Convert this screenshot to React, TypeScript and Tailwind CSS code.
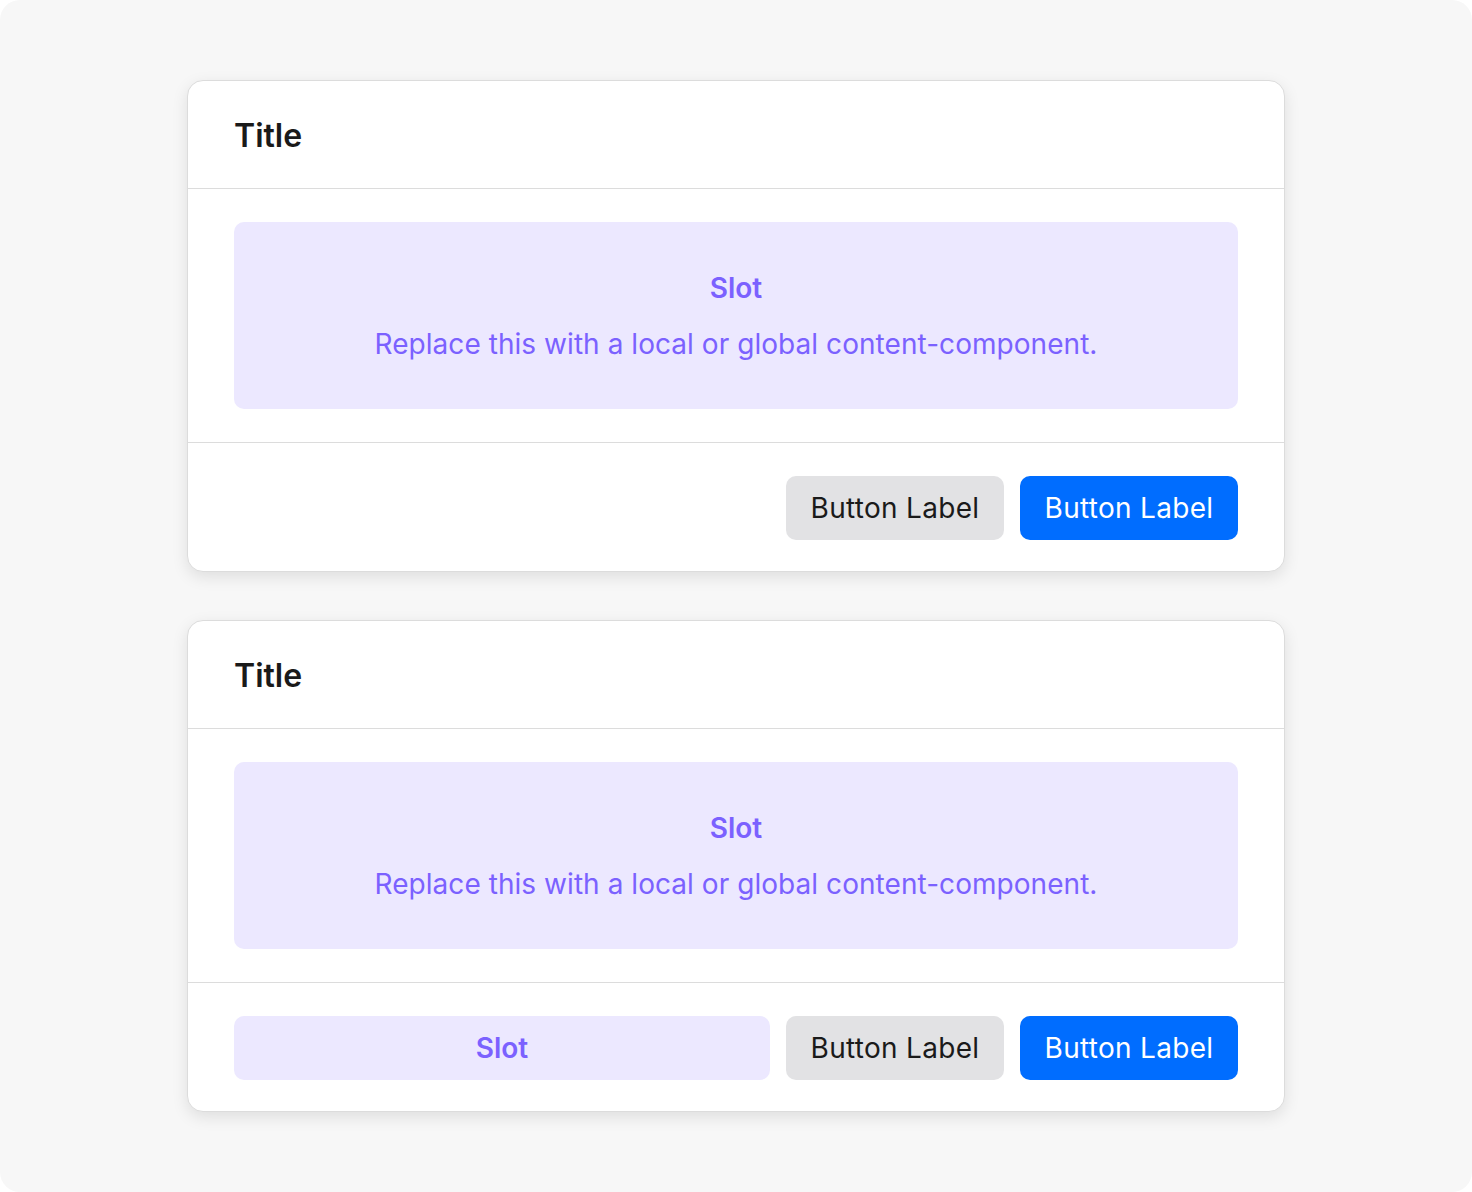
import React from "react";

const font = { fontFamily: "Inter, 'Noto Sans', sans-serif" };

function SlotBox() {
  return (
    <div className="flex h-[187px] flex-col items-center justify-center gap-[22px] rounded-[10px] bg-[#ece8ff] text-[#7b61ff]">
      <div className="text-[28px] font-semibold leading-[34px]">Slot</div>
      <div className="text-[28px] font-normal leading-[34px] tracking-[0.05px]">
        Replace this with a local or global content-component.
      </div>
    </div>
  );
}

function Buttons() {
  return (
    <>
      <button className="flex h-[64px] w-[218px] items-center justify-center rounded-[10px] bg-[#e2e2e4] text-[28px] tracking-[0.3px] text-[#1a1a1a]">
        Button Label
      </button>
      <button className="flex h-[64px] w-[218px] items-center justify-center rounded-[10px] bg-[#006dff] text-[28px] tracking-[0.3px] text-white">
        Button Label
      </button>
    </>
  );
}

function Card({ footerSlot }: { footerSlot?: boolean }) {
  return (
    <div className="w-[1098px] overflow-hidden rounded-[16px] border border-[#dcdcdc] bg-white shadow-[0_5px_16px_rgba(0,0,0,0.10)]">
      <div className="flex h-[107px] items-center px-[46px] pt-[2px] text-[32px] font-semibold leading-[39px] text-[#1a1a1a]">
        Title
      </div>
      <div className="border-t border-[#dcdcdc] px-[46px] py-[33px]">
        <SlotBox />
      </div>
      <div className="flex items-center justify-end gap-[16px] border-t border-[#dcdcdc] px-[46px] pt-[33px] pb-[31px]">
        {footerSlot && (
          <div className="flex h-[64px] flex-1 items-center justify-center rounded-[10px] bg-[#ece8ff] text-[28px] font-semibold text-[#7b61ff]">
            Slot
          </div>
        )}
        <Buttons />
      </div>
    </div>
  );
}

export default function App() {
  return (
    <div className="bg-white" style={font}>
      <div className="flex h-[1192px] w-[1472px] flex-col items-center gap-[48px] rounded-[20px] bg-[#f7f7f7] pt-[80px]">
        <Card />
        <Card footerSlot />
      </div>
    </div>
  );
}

Goal ->
Check every line of the data, and copy the ones that contain "React".

Full solution ->
Convert this screenshot to React, TypeScript and Tailwind CSS code.
import React from "react";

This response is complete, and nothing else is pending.